Фотокарточка девушки в маленьком томе стихов.
Дальше не помню. Кончались стихи так:
Этот день не был в сводках отмечен особой печалью.
Были дни за войну — они большей печали полны.
Лишь старушка одна, затерявшись в России, считала
Этот день самым черным за долгие годы войны.
Стихи эти не входили ни в один из моих сборников — ни в России, ни в эмиграции. И не войдут. Конечно, в чем-то они близки к банальности тех лет. Да и рифма “печалью — считала”, прямо скажем, не очевидна (хотя “ч” как-то выручает), но в основном я их не публиковал не поэтому. Мне вскоре и навсегда стало чуждо это подчеркивание интеллигентности (фотография девушки в томике стихов) и жалостливый тон задавленного человека. По моим взглядам и ощущению это противоречит поэзии, мельчит и подменяет ее.
Дни шли один за другим, все они были тяжелы и безвыходны. Собственно, мне ведь и училище ничего хорошего не сулило. Редко что-то случалось. Например, комсомольское собрание, может, полковое, а может, даже бригадное — народу было очень много. Общей риторики я не запомнил, но в заключение выступил только что присланный к нам новый командир бригады, генерал-майор Петров, — не тот знаменитый одесско-севастопольский, но тоже генерал, тоже фронтовик и тоже Петров. Речь его была странной смесью здравого смысла и дикости. Начал он с ностальгического восхваления старой армии (с бунта против которой, надо думать, и началась его карьера). Возрастная ностальгия его совпала с тем, что теперь это стало, так сказать, “в струю”: боевые традиции русской армии вытаскивались из несправедливого забвения, их не только разрешалось, их полагалось чтить, и это было правильно. Но наш новый комбриг вносил в это свою интерпретацию.

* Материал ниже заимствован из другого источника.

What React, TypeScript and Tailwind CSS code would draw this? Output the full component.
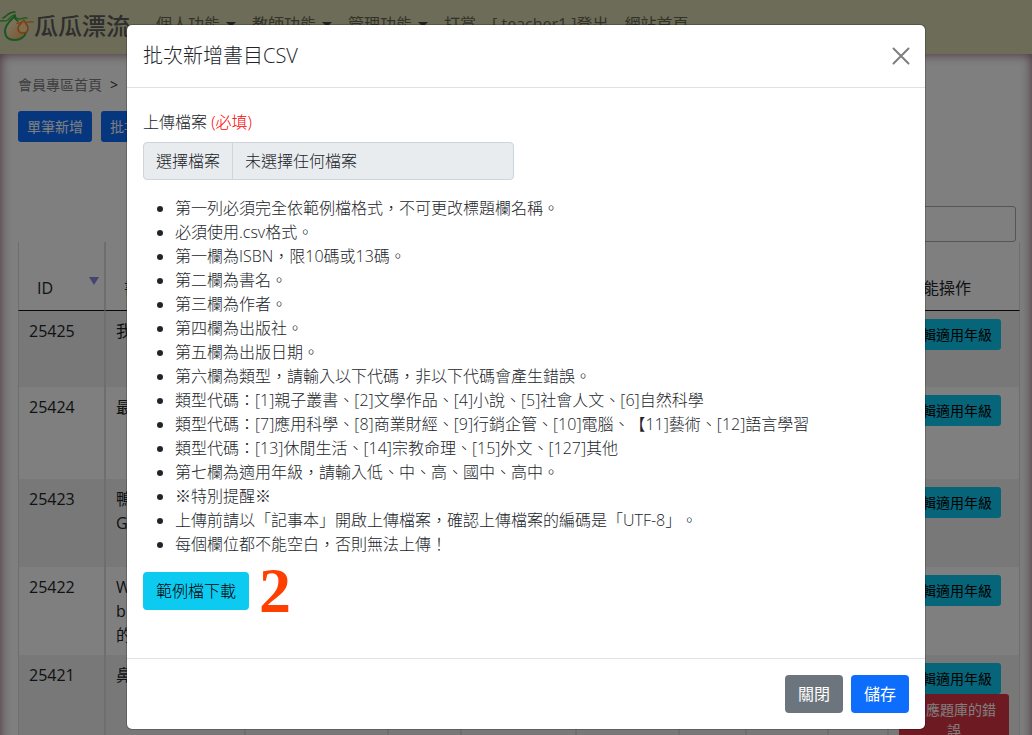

— Вот, все ругают старую армию, — говорил он, — а там была дисциплина. Допустим, ефрейтор. Теперь у нас тоже ефрейторы есть. Да разве у него настоящий авторитет? Нет. В старой армии ефрейтор был большой человек. Он спал вместе с солдатами, но сапоги у него всегда блестели. И разве сам он себе их чистил? Никогда! Солдаты ему чистили. По очереди. Один за другим раньше вставали и чистили. И подшивали-пришивали что надо. Встанет — сапоги стоят блестят и все у него в порядке. А если слово скажет — закон! Я сам был ефрейтором — знаю.
Это сегодня я понимаю, что генерал просто ностальгировал по молодости. Тогда этого не понимал, и его слова меня ужасали. И своим смыслом, и тем, что говорилось на комсомольском собрании.
— Или говорят: в старой армии солдат били, — продолжал он. — Да разве хорошего солдата били? Только нерадивого! А что вы думаете? Ничего страшного. Вот и теперь на фронте бывает: его, подлеца, расстрелять мало, а ты ничего — палочкой огреешь, поймет.
Тогда на фронте в боевой обстановке разрешили применять физическое воздействие и даже оружие. В боевой обстановке все бывает. Действительно удар может привести растерявшегося человека в чувство. Во всяком случае, это лучше, чем расстрелять его. И я думаю, что этот генерал так и поступал — как лучше. Но от общих его представлений о порядке мне становилось страшно. Я ведь еще стоял на страже завоеваний революции. А остальные — как им эта речь? Как же это — терпеть побои и сапоги чистить ефрейторам? Генерал им понравился своей простотой и непосредственностью, мне, честно сказать, тоже — но ведь не бросились же все после собрания чистить сапоги своим ефрейторам! О чем же они думали?
Сегодня, много пожив, узнав и передумав, я полагаю, что генерал был не прав. Уже и до семнадцатого бить солдат в России было нельзя. Я не о правилах — этого вообще уже нельзя было делать безнаказанно, народ уже этого не переносил. Дед, хозяин моей сибирской квартиры, служивший перед революцией вместе с двоюродным братом в слабосильной команде, после того, как фельдфебель дал этому брату зуботычину, всерьез решал с ним вопрос — будем сигать вниз головой с чердака высокого дома или погодим: не могли снести оскорбления. Положим, это сибиряки, люди особенно самостоятельные. Они ведь и на Колчака пошли, когда их стали пороть. Но и во всей России — тому тьма свидетельств — этого уже делать было нельзя.
Не могу умолчать об одном почти забавном приключении. Почти — потому что, само по себе забавное, оно касается самого страшного в советской жизни. Как я уже говорил, через день мы отправлялись в суточные бригадные караулы. Меня решили не брать как непригодного не потому, что я где-то в этом смысле провинился (наоборот, я был очень старателен), а просто, так сказать, на основании эстетического несоответствия. Из-за этого я однажды попал в самый ответственный наряд — в бригадную контрразведку, в СМЕРШ бригады.